Speaking of lunchtime, I ate fast food, and I felt gross and dirty all over. It was quite poor, both in taste and aftereffects. I need to stop that. But at least when I eat garbage now, it's out of laziness and exhaustion and less out of an irresistible desire to consume said garbage. So I have that going for me, which is nice. I need to get back to "rare and appropriate" as my yardstick for eating questionable things.

And speaking of eating questionable things...

"Santa Clarita Diet" Season 1, Episode 1 - "So Then a Bat or a Monkey"



Okay, yes, fine, thank you. Yes. I am now on the Santa Clarita Diet myself, ha-ha. Rim shot on snare.

I really enjoyed this first episode because it played with my expectations. The violent aspects of the show are far more graphic than I was prepared for. The whole "we have to keep this whole zombie thing a secret" part of the premise, thank goodness, didn't extend to their teen daughter Abby. And above all, it's establishing early on that this is not going to be a comedy of tension, but a comedy of manners.

This feels so much like Jenji Kohen's "Weeds" from the color saturation, the mundane detail comedy (Rite Aid and Subway are essentially used as cultural signifiers), the yuppy vacuity comedy, and the use of snappy dialogue to cover wonky plotting. Said wonky plotting comes directly from Joel, Sheila, and Abby seeking answers about Mom's new undead, ravenous state from...the creepy kid next door? Huh? What? That scene isn't a dealbreaker for me, chiefly because of Olyphant's bouncy delivery of both "We're realtors!" and the titular "So then, a bat or a monkey?"

Timothy Olyphant is playing nebbish, somehow? I love it. His refusal to get into a bar fight, his obsession with toaster knobs, and his inability to control a situation are all a nice antithesis to a Seth Bullock or a Raylan Givens character. I've been a fan of his since The Girl Next Door, and he's a great comedic actor who hasn't had a chance to stretch those muscles in years. Joel, the character, is a bit of an odd duck. He smokes a little bit of weed in his car habitually, but a stoner he certainly is not. He's ported over that Raylan Givens ability to wear bluejeans with a blazer and make it look casual-suave, and he's incredibly self-aware about his confrontation with Gary. I like him. He seems nuanced right from the get-go.

Barrymore opens the show not playing too hard into the cliches of her character. When Andy Richter's doofy Glengarry Glen Ross reject yells at her, she doesn't demure. It's a great instinct, from an actress with enough experience to know when to swing for the rafters (like the rest of the episode, wherein "post-mortem" Sheila is on an animated, impulsive spree), and when to not. I really like that Sheila did not sleep with Gary. It would have worked, it would have functioned as a plot for the show. But it also would have immediately felt cheap and against the spirit of the show's premise.

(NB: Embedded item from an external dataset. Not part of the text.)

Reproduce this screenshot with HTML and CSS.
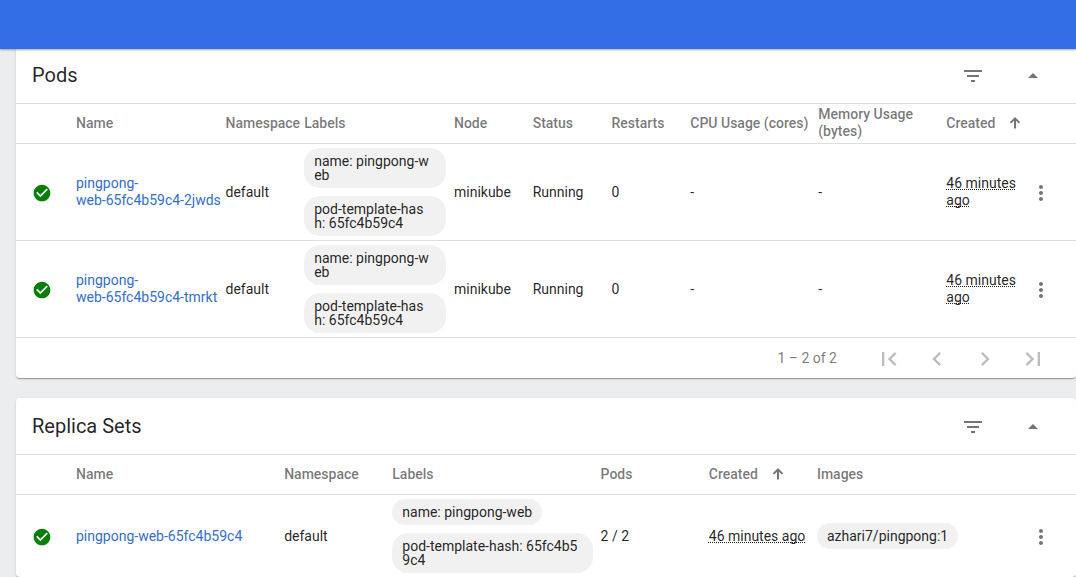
FILE: index.html
```html
<!DOCTYPE html>
<html lang="en">
<head>
<meta charset="utf-8">
<title>Kubernetes Dashboard</title>
<link rel="stylesheet" href="styles.css">
</head>
<body>
<svg class="defs" aria-hidden="true">
  <symbol id="filter" viewBox="0 0 24 24"><path d="M10 18h4v-2h-4v2zM3 6v2h18V6H3zm3 7h12v-2H6v2z"/></symbol>
  <symbol id="collapse" viewBox="0 0 24 24"><path d="M7 14l5-5 5 5z"/></symbol>
  <symbol id="check" viewBox="0 0 24 24"><path d="M12 2C6.48 2 2 6.48 2 12s4.48 10 10 10 10-4.48 10-10S17.52 2 12 2zm-2 15l-5-5 1.41-1.41L10 14.17l7.59-7.59L19 8l-9 9z"/></symbol>
  <symbol id="more" viewBox="0 0 24 24"><path d="M12 8c1.1 0 2-.9 2-2s-.9-2-2-2-2 .9-2 2 .9 2 2 2zm0 2c-1.1 0-2 .9-2 2s.9 2 2 2 2-.9 2-2-.9-2-2-2zm0 6c-1.1 0-2 .9-2 2s.9 2 2 2 2-.9 2-2-.9-2-2-2z"/></symbol>
  <symbol id="sort" viewBox="0 0 12 12"><path d="M5 11.5V3.8L2.2 6.6.8 5.2 6 0l5.2 5.2-1.4 1.4L7 3.8v7.7z"/></symbol>
  <symbol id="first" viewBox="0 0 24 24"><path d="M18.41 16.59L13.82 12l4.59-4.59L17 6l-6 6 6 6zM6 6h2v12H6z"/></symbol>
  <symbol id="prev" viewBox="0 0 24 24"><path d="M15.41 7.41L14 6l-6 6 6 6 1.41-1.41L10.83 12z"/></symbol>
  <symbol id="next" viewBox="0 0 24 24"><path d="M10 6L8.59 7.41 13.17 12l-4.58 4.59L10 18l6-6z"/></symbol>
  <symbol id="last" viewBox="0 0 24 24"><path d="M5.59 7.41L10.18 12l-4.59 4.59L7 18l6-6-6-6zM16 6h2v12h-2z"/></symbol>
</svg>
<header class="toolbar"></header>
<main class="content">
  <section class="card">
    <div class="card-header">
      <h2 class="card-title">Pods</h2>
      <svg class="icon filter"><use href="#filter"/></svg>
      <svg class="icon"><use href="#collapse"/></svg>
    </div>
    <div class="row pods head">
      <span></span><span>Name</span><span>Namespace</span><span>Labels</span><span>Node</span><span>Status</span><span>Restarts</span><span>CPU Usage (cores)</span><span>Memory Usage (bytes)</span>
      <span class="sorted">Created<svg class="arrow"><use href="#sort"/></svg></span>
    </div>
    <div class="row pods">
      <svg class="status"><use href="#check"/></svg>
      <a class="link">pingpong-<br>web-65fc4b59c4-2jwds</a>
      <span>default</span>
      <div class="chips"><span class="chip">name: pingpong-web</span><span class="chip">pod-template-hash: 65fc4b59c4</span></div>
      <span>minikube</span><span>Running</span><span>0</span><span>-</span><span>-</span>
      <span><span class="age">46 minutes ago</span></span>
      <svg class="icon more"><use href="#more"/></svg>
    </div>
    <div class="row pods">
      <svg class="status"><use href="#check"/></svg>
      <a class="link">pingpong-<br>web-65fc4b59c4-tmrkt</a>
      <span>default</span>
      <div class="chips"><span class="chip">name: pingpong-web</span><span class="chip">pod-template-hash: 65fc4b59c4</span></div>
      <span>minikube</span><span>Running</span><span>0</span><span>-</span><span>-</span>
      <span><span class="age">46 minutes ago</span></span>
      <svg class="icon more"><use href="#more"/></svg>
    </div>
    <div class="paginator">
      <span class="range">1 – 2 of 2</span>
      <svg class="page"><use href="#first"/></svg>
      <svg class="page"><use href="#prev"/></svg>
      <svg class="page"><use href="#next"/></svg>
      <svg class="page"><use href="#last"/></svg>
    </div>
  </section>
  <section class="card">
    <div class="card-header">
      <h2 class="card-title">Replica Sets</h2>
      <svg class="icon filter"><use href="#filter"/></svg>
      <svg class="icon"><use href="#collapse"/></svg>
    </div>
    <div class="row sets head">
      <span></span><span>Name</span><span>Namespace</span><span>Labels</span><span>Pods</span>
      <span class="sorted">Created<svg class="arrow"><use href="#sort"/></svg></span>
      <span>Images</span>
    </div>
    <div class="row sets">
      <svg class="status"><use href="#check"/></svg>
      <a class="link">pingpong-web-65fc4b59c4</a>
      <span>default</span>
      <div class="chips"><span class="chip">name: pingpong-web</span><span class="chip">pod-template-hash: 65fc4b59c4</span></div>
      <span>2 / 2</span>
      <span><span class="age">46 minutes ago</span></span>
      <div class="chips"><span class="chip">azhari7/pingpong:1</span></div>
      <svg class="icon more"><use href="#more"/></svg>
    </div>
  </section>
</main>
</body>
</html>
```
FILE: styles.css
```css
* { box-sizing: border-box; }
body {
  margin: 0;
  height: 577px;
  overflow: hidden;
  display: flex;
  flex-direction: column;
  background: #ecedef;
  color: rgba(0, 0, 0, .87);
  font: 14px/17px Roboto, sans-serif;
}
.defs { display: none; }
svg { fill: currentColor; flex: none; display: block; }
.toolbar {
  flex: none;
  height: 49px;
  background: #326de6;
  box-shadow: 0 1px 2px rgba(0, 0, 0, .35);
  z-index: 1;
}
.content {
  flex: none;
  display: flex;
  flex-direction: column;
  gap: 20px;
  margin-top: -2px;
  padding-left: 16px;
}
.card {
  background: #fff;
  border-radius: 4px;
  box-shadow: 0 2px 1px -1px rgba(0, 0, 0, .2), 0 1px 1px rgba(0, 0, 0, .14), 0 1px 3px rgba(0, 0, 0, .12);
}
.card-header {
  display: flex;
  align-items: center;
  height: 56px;
  padding: 0 31px 0 16px;
}
.card-title {
  flex: 1;
  margin: 0;
  font-size: 20px;
  line-height: 24px;
  font-weight: 400;
}
.icon { width: 24px; height: 24px; color: #757575; }
.card-header .icon { margin-top: 2px; }
.filter { margin-right: 36px; }
.row {
  display: grid;
  align-items: center;
  padding-left: 16px;
  border-top: 1px solid #dedede;
  min-height: 97px;
}
.pods { grid-template-columns: 44px 149.5px 78.7px 149.8px 78.7px 78.8px 78.8px 128px 128.1px 82.6px 24px; }
.sets { grid-template-columns: 44px 208.2px 108.1px 208.3px 108.2px 108.2px 212px 24px; min-height: 83px; }
.head { min-height: 40px; color: rgba(0, 0, 0, .54); font-weight: 500; }
.head span { white-space: nowrap; }
.head span:nth-child(9) { white-space: normal; padding: 0 20px 1px 0; }
.sorted { display: flex; align-items: center; gap: 14px; }
.arrow { width: 12px; height: 12px; margin-bottom: 2px; }
.status { width: 20px; height: 20px; color: #008000; margin-top: 1px; }
.link { color: #326dd9; white-space: nowrap; }
.age {
  text-decoration: underline dotted 1px;
  text-underline-offset: 1px;
  text-decoration-skip-ink: none;
}
.more { margin-top: 1px; }
.chips { display: flex; flex-direction: column; align-items: flex-start; gap: 8px; padding-right: 8px; }
.chip {
  max-width: 100%;
  padding: 6px 10px;
  border-radius: 16px;
  background: #f1f1f1;
  line-height: 14px;
  word-break: break-all;
}
.pods .chip { padding-right: 16px; }
.paginator {
  display: flex;
  align-items: center;
  justify-content: flex-end;
  gap: 20px;
  height: 41px;
  padding-right: 29px;
  border-top: 1px solid #dedede;
  color: rgba(0, 0, 0, .54);
}
.range { margin-right: 18px; }
.page { width: 28px; height: 28px; margin-top: 2px; color: #bdbdbd; }
```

The whole "we live between two cops" thing made me roll my eyes, but thankfully it seems the show will cover for this contrivance by focusing on the two cops being from rival law enforcement departments, and snappy quips. Of course. I sincerely hope that they get the "we're going to be caught by the cop next door" bit done with quickly. It's a far funnier show when the outrageous zombie stuff is a commentary on Sheila and Joel's marriage, or their life out in the happy little middle-of-nowhere.

The mark of a comedy that definitely works for me: I wanted to start up the next episode immediately. It seems like a household in which I want to spend more time. Many thanks to Chris Pranger for insisting on this show since Crossing the Stream began.

Random Notes:

-Ramona, the department store clerk, is fantastic. I hope I get to see her again. Her earnest "You're a really good dancer" to Joel's squirrely meltdown was just the button that weird moment needed.

-Nathan Fillion is doing his Captain Hammer thing, and it's perfect for the sleazy bastard he's playing. It's also just a great idea to have him here for the first episode to die in the most gruesome fashion possible.

-"I know! Weirdest foreplay...ever!"

-Ruben Fleischer directed this first episode, he of Zombieland fame. So glad to see him doing something really good like this, even if it does mean he's still in movie jail for Gangster Squad.

-The Range Rover functions just fine as an illustration of Sheila's newfound impulse control problem, but it's also a pretty naked advertisement for Range Rover, the tongue-in-cheek "Consumer Report" line notwithstanding.